The results indicate a significant reduction in the overall bounce rate for paid traffic, dropping from 0.6079 to the most recent figure of 0.4023. The lowest bounce rate was recorded in February 2015 at 0.3957. Additionally, the data reveals entry and exit times for each landing page, showing that some pages overlapped in their operational periods. Notably, the "/home" and "/lander2" pages had the longest durations of 36 and 24 months, respectively. Conversely, "/lander1" and "/lander4" had bounce rates exceeding 0.5, leading to their discontinuation. Apart from "/home," both "/lander3" and "/lander5" are still active, while the other pages have been retired. It is also worth mentioning that "/lander2" outperformed "/lander3" from July 2013 to October 2014, but after a downturn in performance starting in November 2014, "/lander2" was eventually decommissioned.

2.4 What are the most viewed and least viewed pages on the website? List the ranking of them.

image

By pulling out the “pageview_url” of a complete session, we know that the sequence of placing an order is :

Page 1: entry pages which are '/home','/lander-1','/lander-2','/lander-3','/lander-4','/lander-5'

Page 2:'/products',

Page 3:'/the-original-mr-fuzzy'('/the-hudson-river-mini-bear','/the-birthday-sugar-panda','/the-forever-love-bear'),

Page 4:'/cart',

Page 5:'/shipping',

Page 6:'/billing-2'('/billing')(‘/billing’ was withdrawn in January 2013.)

Page 7:'/thank-you-for-your-order'

In our analysis, we began by excluding the landing pages' URLs. It is evident that the "/products" pageview holds the top position. Following the product page, we identified four specific product pages. Among them, the "/the-original-mr-fuzzy" page emerged as the most popular, accumulating 162,525 views. However, the remaining three product pages received significantly less attention, with the "the-hudson-river-mini-bear" page having the lowest views at only 2,610. We need to investigate the underlying reasons for the low view count of this particular page.

image

Based on the results, it’s clear that the "/the-original-mr-fuzzy" product page has been maintained for the longest time compared to the other product pages. Next, we have the pages for "/the-forever-love-bear," "/the-birthday-sugar-panda," and "/the-hudson-river-mini-bear," which were introduced as new products in 2013, 2014, and 2015, respectively. Notably, the "/the-hudson-river-mini-bear" page has received the fewest views among these four. The variation in release dates suggests the need for a closer examination of their performance. Therefore, we analyzed the click-through rates of these four product pages on a monthly basis, using SQL codes to generate the results.

image

From the results, it's clear that the click-through rate for "/the-original-mr-fuzzy" has remained consistently stable over time. In contrast, the "/the-hudson-river-mini-bear" page consistently shows the lowest click-through rate. This isn't surprising given that it's the newest page and product among the four. Notably, while the other two products achieved click-through rates above 0.1 within the first month of release, "/the-hudson-river-mini-bear" took four months to reach a rate of around 0.05.
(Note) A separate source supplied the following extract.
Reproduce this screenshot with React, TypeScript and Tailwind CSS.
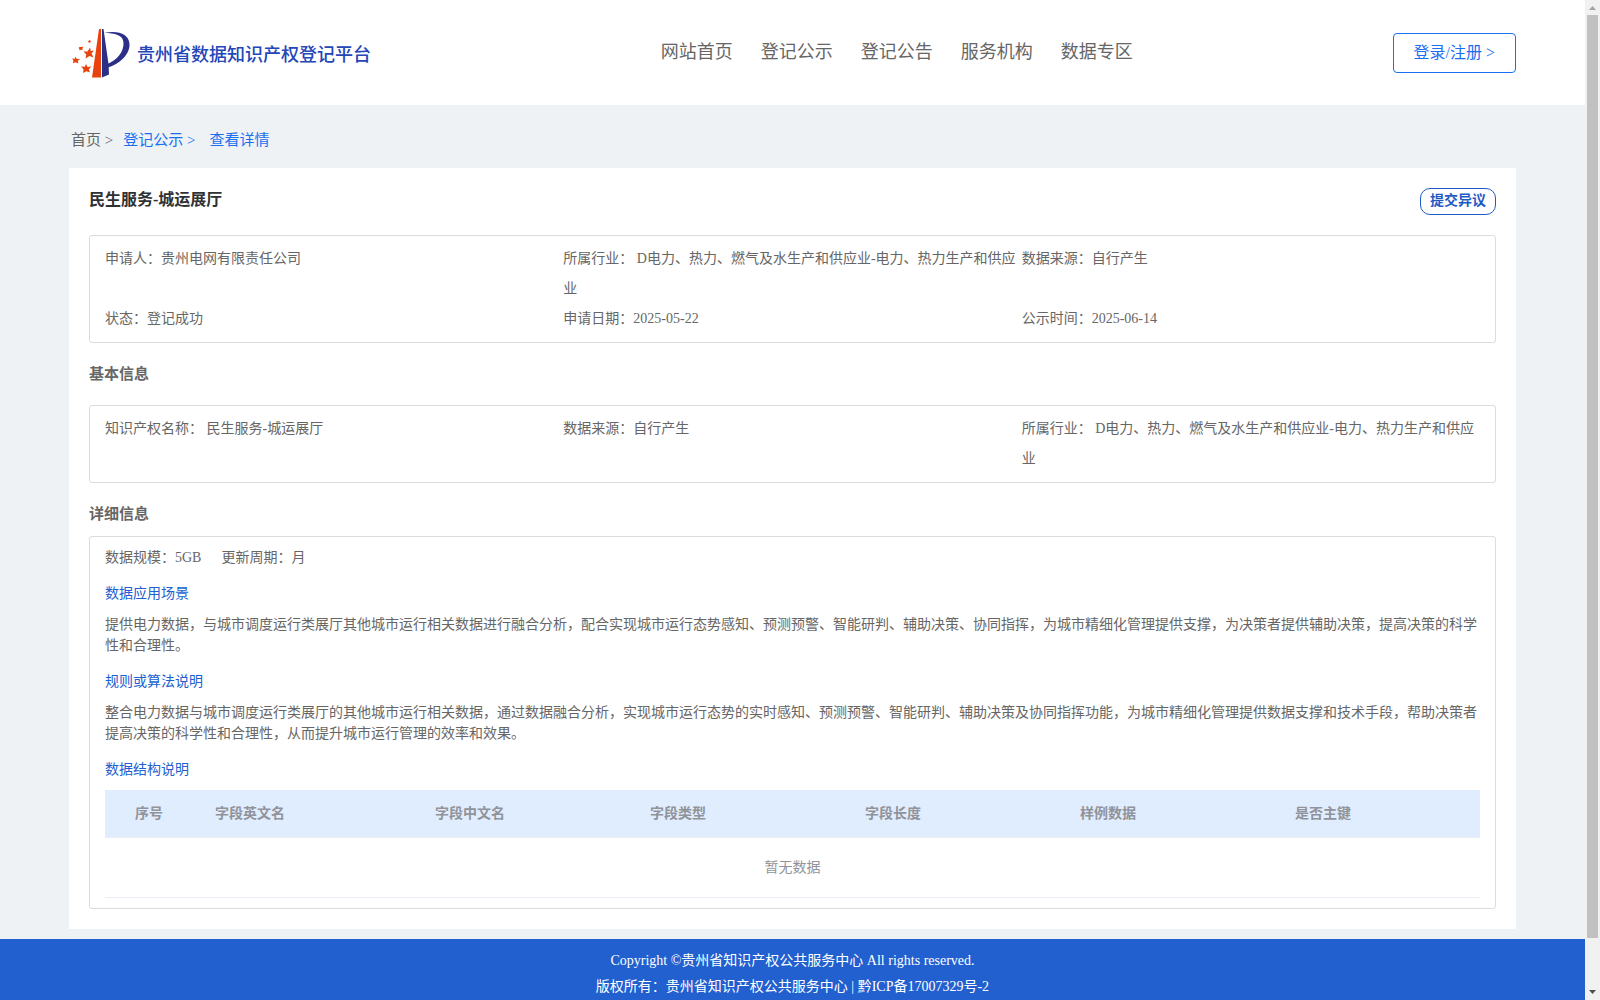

Additionally, a seasonal pattern has been identified in the click-through rate for "/the-forever-love-bear." February stands out as the month with the highest click-through rate, nearly 0.3, which aligns with expectations due to the increased interest around Valentine's Day.

3. Conversion Funnel Analysis

Conversion funnel analysis is a technique used to evaluate how website visitors or users progress through the different stages of a conversion process. The conversion funnel outlines the series of steps users take, beginning with awareness or discovery and leading to a desired action or conversion, such as making a purchase or placing an order. Through conversion funnel analysis, businesses can better understand user behavior, identify where users may drop off, and improve the overall conversion process. In this section, our goal is to complete the following task:

  • Build a conversion funnel to evaluate the conversion rates of the top two entry pages (‘/home’ and ‘/lander-2’) for paid traffic.

3.1 Can the paid traffic conversion funnels be established to evaluate the conversion rates of the top 2 entry pages?

We solve this problem following the following steps: Step 1: Select all pageviews for relevant sessions. Step 2: Identify the sequence of placing an order. Step 3: Build the conversion funnel.

3.1.1 Select all pageviews for relevant sessions

image

3.1.2 Identify the sequence of placing an order

image image

3.1.3 Build the conversion funnel

image image

Based on the results above, we can observe the following conversion rates: The conversion rate from the landing page to the product index page is 0.5505. The conversion rate from the product index page to the specific product page is 0.8222. The conversion rate from the specific product page to the cart page is 0.4561. The conversion rate from the cart page to the shipping page is 0.6913. The conversion rate from the shipping page to the billing page is 0.8225. The conversion rate from the billing page to the order page is 0.6305. Notably, the lowest conversion rate is observed from the specific product page to the cart page, while the highest conversion rate occurs from the shipping page to the billing page.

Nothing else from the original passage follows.